WORK INSTRUCTIONS:
Transcribe all of the data exactly. Omit the pictures.

GIVEN MATERIAL:
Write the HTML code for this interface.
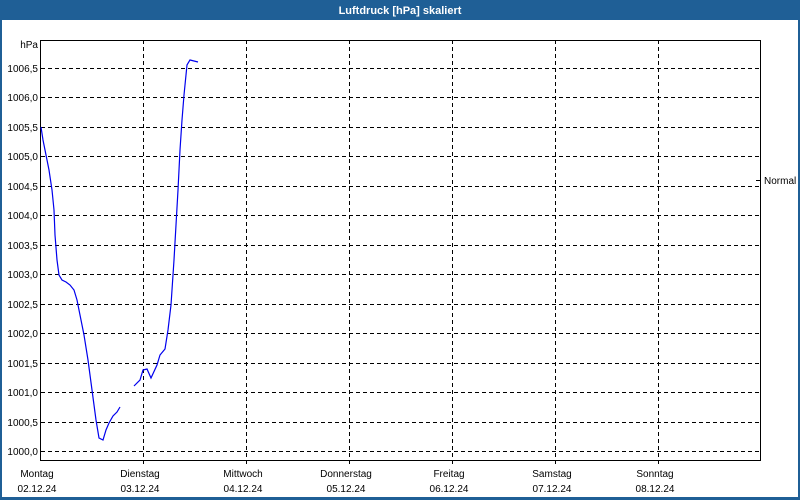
<!DOCTYPE html><html><head><style>body{margin:0;width:800px;height:500px;overflow:hidden;background:#fff;font-family:"Liberation Sans",sans-serif}</style></head><body>
<svg width="800" height="500" xmlns="http://www.w3.org/2000/svg" style="display:block">
<rect x="0" y="0" width="800" height="500" fill="#1f5f96"/>
<rect x="2" y="20" width="796" height="477" fill="#fff"/>
<text x="400" y="14" font-size="11" font-weight="bold" fill="#fff" text-anchor="middle" font-family="Liberation Sans,sans-serif">Luftdruck [hPa] skaliert</text>
<g stroke="#000" stroke-width="1" stroke-dasharray="4,3" fill="none">
<path d="M41 68.5H760M41 97.5H760M41 127.5H760M41 156.5H760M41 186.5H760M41 215.5H760M41 245.5H760M41 274.5H760M41 304.5H760M41 333.5H760M41 363.5H760M41 392.5H760M41 422.5H760M41 451.5H760"/>
<path d="M143.5 40V466M246.5 40V466M349.5 40V466M452.5 40V466M555.5 40V466M658.5 40V466"/>
</g>
<path d="M40.5 40V461M40 40.5H761M760.5 40V461M40 460.5H761" stroke="#000" fill="none"/>
<path d="M756 180.5H760" stroke="#000"/>
<g font-size="10" fill="#000" font-family="Liberation Sans,sans-serif">
<text x="38" y="48" text-anchor="end">hPa</text>
<text x="38" y="72" text-anchor="end">1006,5</text>
<text x="38" y="101" text-anchor="end">1006,0</text>
<text x="38" y="131" text-anchor="end">1005,5</text>
<text x="38" y="160" text-anchor="end">1005,0</text>
<text x="38" y="190" text-anchor="end">1004,5</text>
<text x="38" y="219" text-anchor="end">1004,0</text>
<text x="38" y="249" text-anchor="end">1003,5</text>
<text x="38" y="278" text-anchor="end">1003,0</text>
<text x="38" y="308" text-anchor="end">1002,5</text>
<text x="38" y="337" text-anchor="end">1002,0</text>
<text x="38" y="367" text-anchor="end">1001,5</text>
<text x="38" y="396" text-anchor="end">1001,0</text>
<text x="38" y="426" text-anchor="end">1000,5</text>
<text x="38" y="455" text-anchor="end">1000,0</text>
<text x="764" y="184">Normal</text>
<g text-anchor="middle">
<text x="37" y="477">Montag</text><text x="37" y="492">02.12.24</text>
<text x="140" y="477">Dienstag</text><text x="140" y="492">03.12.24</text>
<text x="243" y="477">Mittwoch</text><text x="243" y="492">04.12.24</text>
<text x="346" y="477">Donnerstag</text><text x="346" y="492">05.12.24</text>
<text x="449" y="477">Freitag</text><text x="449" y="492">06.12.24</text>
<text x="552" y="477">Samstag</text><text x="552" y="492">07.12.24</text>
<text x="655" y="477">Sonntag</text><text x="655" y="492">08.12.24</text>
</g></g>
<g stroke="#0000ee" stroke-width="1.2" fill="none">
<polyline points="41,127 43,140 46,155 49,170 52,190 54,210 55,235 57,260 59,275 62,280 66,282 70,285 74,290 77,300 80,315 84,335 88,360 92,390 96,420 99,438 103,440 106,430 109,423 113,416 117,412 120,407"/>
<polyline points="134,386 140,380 143,370 147,369 151,378 157,365 160,355 165,349 168,330 171,305 174,260 176,225 178,190 180,150 182,120 184,95 187,65 190,60 194,61 198,62"/>
</g>
</svg></body></html>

SOLUTION FOR THIS TASK:
Write the HTML code for this interface.
<!DOCTYPE html><html><head><style>body{margin:0;width:800px;height:500px;overflow:hidden;background:#fff;font-family:"Liberation Sans",sans-serif}</style></head><body>
<svg width="800" height="500" xmlns="http://www.w3.org/2000/svg" style="display:block">
<rect x="0" y="0" width="800" height="500" fill="#1f5f96"/>
<rect x="2" y="20" width="796" height="477" fill="#fff"/>
<text x="400" y="14" font-size="11" font-weight="bold" fill="#fff" text-anchor="middle" font-family="Liberation Sans,sans-serif">Luftdruck [hPa] skaliert</text>
<g stroke="#000" stroke-width="1" stroke-dasharray="4,3" fill="none">
<path d="M41 68.5H760M41 97.5H760M41 127.5H760M41 156.5H760M41 186.5H760M41 215.5H760M41 245.5H760M41 274.5H760M41 304.5H760M41 333.5H760M41 363.5H760M41 392.5H760M41 422.5H760M41 451.5H760"/>
<path d="M143.5 40V466M246.5 40V466M349.5 40V466M452.5 40V466M555.5 40V466M658.5 40V466"/>
</g>
<path d="M40.5 40V461M40 40.5H761M760.5 40V461M40 460.5H761" stroke="#000" fill="none"/>
<path d="M756 180.5H760" stroke="#000"/>
<g font-size="10" fill="#000" font-family="Liberation Sans,sans-serif">
<text x="38" y="48" text-anchor="end">hPa</text>
<text x="38" y="72" text-anchor="end">1006,5</text>
<text x="38" y="101" text-anchor="end">1006,0</text>
<text x="38" y="131" text-anchor="end">1005,5</text>
<text x="38" y="160" text-anchor="end">1005,0</text>
<text x="38" y="190" text-anchor="end">1004,5</text>
<text x="38" y="219" text-anchor="end">1004,0</text>
<text x="38" y="249" text-anchor="end">1003,5</text>
<text x="38" y="278" text-anchor="end">1003,0</text>
<text x="38" y="308" text-anchor="end">1002,5</text>
<text x="38" y="337" text-anchor="end">1002,0</text>
<text x="38" y="367" text-anchor="end">1001,5</text>
<text x="38" y="396" text-anchor="end">1001,0</text>
<text x="38" y="426" text-anchor="end">1000,5</text>
<text x="38" y="455" text-anchor="end">1000,0</text>
<text x="764" y="184">Normal</text>
<g text-anchor="middle">
<text x="37" y="477">Montag</text><text x="37" y="492">02.12.24</text>
<text x="140" y="477">Dienstag</text><text x="140" y="492">03.12.24</text>
<text x="243" y="477">Mittwoch</text><text x="243" y="492">04.12.24</text>
<text x="346" y="477">Donnerstag</text><text x="346" y="492">05.12.24</text>
<text x="449" y="477">Freitag</text><text x="449" y="492">06.12.24</text>
<text x="552" y="477">Samstag</text><text x="552" y="492">07.12.24</text>
<text x="655" y="477">Sonntag</text><text x="655" y="492">08.12.24</text>
</g></g>
<g stroke="#0000ee" stroke-width="1.2" fill="none">
<polyline points="41,127 43,140 46,155 49,170 52,190 54,210 55,235 57,260 59,275 62,280 66,282 70,285 74,290 77,300 80,315 84,335 88,360 92,390 96,420 99,438 103,440 106,430 109,423 113,416 117,412 120,407"/>
<polyline points="134,386 140,380 143,370 147,369 151,378 157,365 160,355 165,349 168,330 171,305 174,260 176,225 178,190 180,150 182,120 184,95 187,65 190,60 194,61 198,62"/>
</g>
</svg></body></html>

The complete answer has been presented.